What you need to do>
Count every line that has the word "page" in it; give no more than the number.

Information supplied>
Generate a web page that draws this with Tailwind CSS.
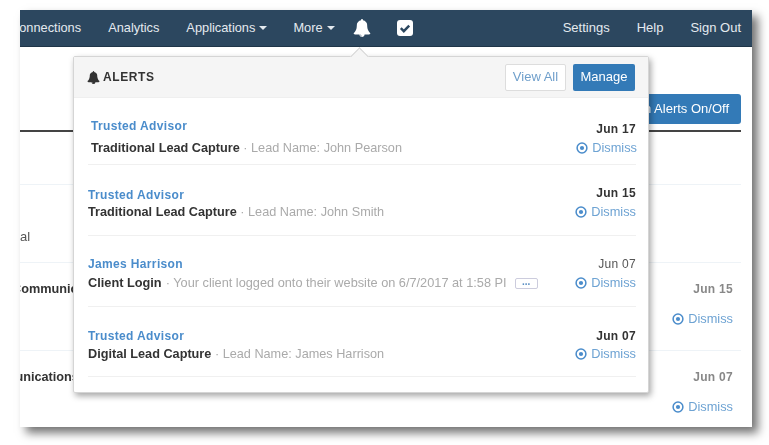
<!DOCTYPE html>
<html lang="en">
<head>
<meta charset="UTF-8">
<title>Alerts</title>
<script src="https://cdn.jsdelivr.net/npm/@tailwindcss/browser@4"></script>
</head>
<body class="bg-white font-['Liberation_Sans',Arial,sans-serif] text-[12px] text-[#333] overflow-hidden">
<div class="pl-[20px] pt-[10px] h-[445px] w-[769px]">
  <!-- window -->
  <div class="relative w-[732px] h-[417px] bg-white overflow-hidden shadow-[6px_6px_9px_rgba(0,0,0,0.55)] blur-[0.5px]">
    <!-- nav -->
    <div class="h-[37px] bg-[#2c475f] border-b border-[#1f3548] text-[#e4eaef] text-[12.8px] flex items-center overflow-hidden whitespace-nowrap">
      <span class="-ml-[10px]">Connections</span>
      <span class="ml-[27px]">Analytics</span>
      <span class="ml-[27px] flex items-center gap-[4px]">Applications <i class="w-0 h-0 border-x-[4px] border-x-transparent border-t-[4px] border-t-[#e4eaef]"></i></span>
      <span class="ml-[26px] flex items-center gap-[4px]">More <i class="w-0 h-0 border-x-[4px] border-x-transparent border-t-[4px] border-t-[#e4eaef]"></i></span>
      <svg class="ml-[18px] w-[18px] h-[18px]" viewBox="0 0 1792 1792" fill="#fff"><path d="M912 1696q0-16-16-16-59 0-101.5-42.5t-42.5-101.5q0-16-16-16t-16 16q0 73 51.5 124.5t124.5 51.5q16 0 16-16zm816-288q0 52-38 90t-90 38h-448q0 106-75 181t-181 75-181-75-75-181h-448q-52 0-90-38t-38-90q50-42 91-88t85-119.5 74.5-158.5 50-206 19.5-260q0-152 117-282.5t307-158.5q-8-19-8-39 0-40 28-68t68-28 68 28 28 68q0 20-8 39 190 28 307 158.5t117 282.5q0 139 19.5 260t50 206 74.5 158.5 85 119.5 91 88z"/></svg>
      <svg class="ml-[26px] w-[16px] h-[16px]" viewBox="0 0 16 16"><rect width="16" height="16" rx="3" fill="#fff"/><path d="M3.8 8.2l3 3 5.4-5.6" fill="none" stroke="#2c475f" stroke-width="2.4"/></svg>
      <div class="ml-auto pr-[11px] flex gap-[27px] text-[13px]">
        <span>Settings</span>
        <span>Help</span>
        <span>Sign Out</span>
      </div>
    </div>

    <!-- page behind the popover -->
    <div class="pr-[11px]">
      <div class="h-[85px] border-b-2 border-[#444] flex justify-end items-start pt-[47px]">
        <button class="h-[30px] px-[12px] bg-[#337ab7] text-white text-[13px] rounded-[3px]">Turn Alerts On/Off</button>
      </div>
      <div class="h-[53px] border-b border-[#eef3f7]"></div>
      <div class="h-[78px] border-b border-[#eef3f7] pt-[43px] text-[#555] text-[13px] leading-[17px]">al</div>
      <div class="h-[88px] border-b border-[#eef3f7] pt-[18px] flex justify-between pr-[8px]">
        <b class="-ml-[8px] text-[12.7px] leading-[16px]">Communications</b>
        <div class="text-right">
          <b class="block text-[#888] tracking-[0.3px] leading-[16px]">Jun 15</b>
          <div class="mt-[14px] flex items-center justify-end gap-[4px] text-[#6ea3d3] text-[12.8px] leading-[16px]">
            <svg class="w-[12px] h-[12px]" viewBox="0 0 12 12"><circle cx="6" cy="6" r="4.9" fill="none" stroke="#4a8ccb" stroke-width="1.5"/><circle cx="6" cy="6" r="2.1" fill="#4a8ccb"/></svg>Dismiss
          </div>
        </div>
      </div>
      <div class="pt-[18px] flex justify-between pr-[8px]">
        <b class="-ml-[44px] text-[12.7px] leading-[16px]">Communications</b>
        <div class="text-right">
          <b class="block text-[#888] tracking-[0.3px] leading-[16px]">Jun 07</b>
          <div class="mt-[14px] flex items-center justify-end gap-[4px] text-[#6ea3d3] text-[12.8px] leading-[16px]">
            <svg class="w-[12px] h-[12px]" viewBox="0 0 12 12"><circle cx="6" cy="6" r="4.9" fill="none" stroke="#4a8ccb" stroke-width="1.5"/><circle cx="6" cy="6" r="2.1" fill="#4a8ccb"/></svg>Dismiss
          </div>
        </div>
      </div>
    </div>

    <!-- popover -->
    <div class="absolute left-[53px] top-[46px] w-[576px] h-[337px] bg-white border border-[#d5d5d5] rounded-[2px] shadow-[2px_3px_6px_rgba(0,0,0,0.35)]">
      <div class="absolute left-[279px] -top-[7px] w-[13px] h-[13px] rotate-45 bg-[#f5f5f5] border-l border-t border-[#d5d5d5]"></div>
      <div class="relative h-[41px] bg-[#f5f5f5] border-b border-[#efefef] flex items-center pl-[13px] pr-[13px]">
        <svg class="w-[13px] h-[13px] mr-[3px]" viewBox="0 0 1792 1792" fill="#333"><path d="M912 1696q0-16-16-16-59 0-101.5-42.5t-42.5-101.5q0-16-16-16t-16 16q0 73 51.5 124.5t124.5 51.5q16 0 16-16zm816-288q0 52-38 90t-90 38h-448q0 106-75 181t-181 75-181-75-75-181h-448q-52 0-90-38t-38-90q50-42 91-88t85-119.5 74.5-158.5 50-206 19.5-260q0-152 117-282.5t307-158.5q-8-19-8-39 0-40 28-68t68-28 68 28 28 68q0 20-8 39 190 28 307 158.5t117 282.5q0 139 19.5 260t50 206 74.5 158.5 85 119.5 91 88z"/></svg>
        <b class="tracking-[0.6px]">ALERTS</b>
        <button class="ml-auto h-[27px] w-[61px] bg-white border border-[#ddd] rounded-[2px] text-[#6f9fcb] text-[13px]">View All</button>
        <button class="ml-[7px] h-[27px] w-[62px] bg-[#337ab7] rounded-[2px] text-white text-[13px]">Manage</button>
      </div>
      <div class="pl-[14px] pr-[12px]">
        <div class="h-[67px] border-b border-[#f0f0f0] flex justify-between pt-[20px]">
          <div class="pl-[3px]">
            <div class="text-[#4a8ccb] font-bold tracking-[0.35px] leading-[16px]">Trusted Advisor</div>
            <div class="mt-[5px] leading-[16px] text-[12.7px] pt-[1px]"><b>Traditional Lead Capture</b><span class="text-[#aaa]"> · Lead Name: John Pearson</span></div>
          </div>
          <div class="text-right pt-[3px]">
            <b class="block tracking-[0.3px] leading-[16px]">Jun 17</b>
            <div class="mt-[3px] flex items-center justify-end gap-[4px] text-[#6ea3d3] text-[12.8px] leading-[16px] -mr-[1px]">
              <svg class="w-[12px] h-[12px]" viewBox="0 0 12 12"><circle cx="6" cy="6" r="4.9" fill="none" stroke="#4a8ccb" stroke-width="1.5"/><circle cx="6" cy="6" r="2.1" fill="#4a8ccb"/></svg>Dismiss
            </div>
          </div>
        </div>
        <div class="h-[71px] border-b border-[#f0f0f0] flex justify-between pt-[22px]">
          <div>
            <div class="text-[#4a8ccb] font-bold tracking-[0.35px] leading-[16px]">Trusted Advisor</div>
            <div class="mt-[1px] leading-[16px] text-[12.7px]"><b>Traditional Lead Capture</b><span class="text-[#aaa]"> · Lead Name: John Smith</span></div>
          </div>
          <div class="text-right -mt-[2px]">
            <b class="block tracking-[0.3px] leading-[16px]">Jun 15</b>
            <div class="mt-[3px] flex items-center justify-end gap-[4px] text-[#6ea3d3] text-[12.8px] leading-[16px]">
              <svg class="w-[12px] h-[12px]" viewBox="0 0 12 12"><circle cx="6" cy="6" r="4.9" fill="none" stroke="#4a8ccb" stroke-width="1.5"/><circle cx="6" cy="6" r="2.1" fill="#4a8ccb"/></svg>Dismiss
            </div>
          </div>
        </div>
        <div class="h-[71px] border-b border-[#f0f0f0] flex justify-between pt-[20px]">
          <div>
            <div class="text-[#4a8ccb] font-bold tracking-[0.35px] leading-[16px]">James Harrison</div>
            <div class="mt-[3px] leading-[16px] text-[12.75px] flex items-center whitespace-nowrap"><b>Client Login</b><span class="text-[#aaa] ml-[4px]">· Your client logged onto their website on 6/7/2017 at 1:58 PI</span>
              <span class="ml-[8px] w-[23px] h-[11px] border border-[#ccd] rounded-[2px] text-[#5b8fc4] text-[10px] leading-[6px] text-center font-bold">...</span>
            </div>
          </div>
          <div class="text-right">
            <div class="tracking-[0.3px] leading-[16px] text-[#555]">Jun 07</div>
            <div class="mt-[3px] flex items-center justify-end gap-[4px] text-[#6ea3d3] text-[12.8px] leading-[16px]">
              <svg class="w-[12px] h-[12px]" viewBox="0 0 12 12"><circle cx="6" cy="6" r="4.9" fill="none" stroke="#4a8ccb" stroke-width="1.5"/><circle cx="6" cy="6" r="2.1" fill="#4a8ccb"/></svg>Dismiss
            </div>
          </div>
        </div>
        <div class="h-[70px] border-b border-[#f0f0f0] flex justify-between pt-[21px]">
          <div>
            <div class="text-[#4a8ccb] font-bold tracking-[0.35px] leading-[16px]">Trusted Advisor</div>
            <div class="mt-[2px] leading-[16px] text-[12.7px]"><b>Digital Lead Capture</b><span class="text-[#aaa]"> · Lead Name: James Harrison</span></div>
          </div>
          <div class="text-right">
            <b class="block tracking-[0.3px] leading-[16px]">Jun 07</b>
            <div class="mt-[2px] flex items-center justify-end gap-[4px] text-[#6ea3d3] text-[12.8px] leading-[16px]">
              <svg class="w-[12px] h-[12px]" viewBox="0 0 12 12"><circle cx="6" cy="6" r="4.9" fill="none" stroke="#4a8ccb" stroke-width="1.5"/><circle cx="6" cy="6" r="2.1" fill="#4a8ccb"/></svg>Dismiss
            </div>
          </div>
        </div>
      </div>
    </div>
  </div>
</div>
</body>
</html>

Exercise output>
2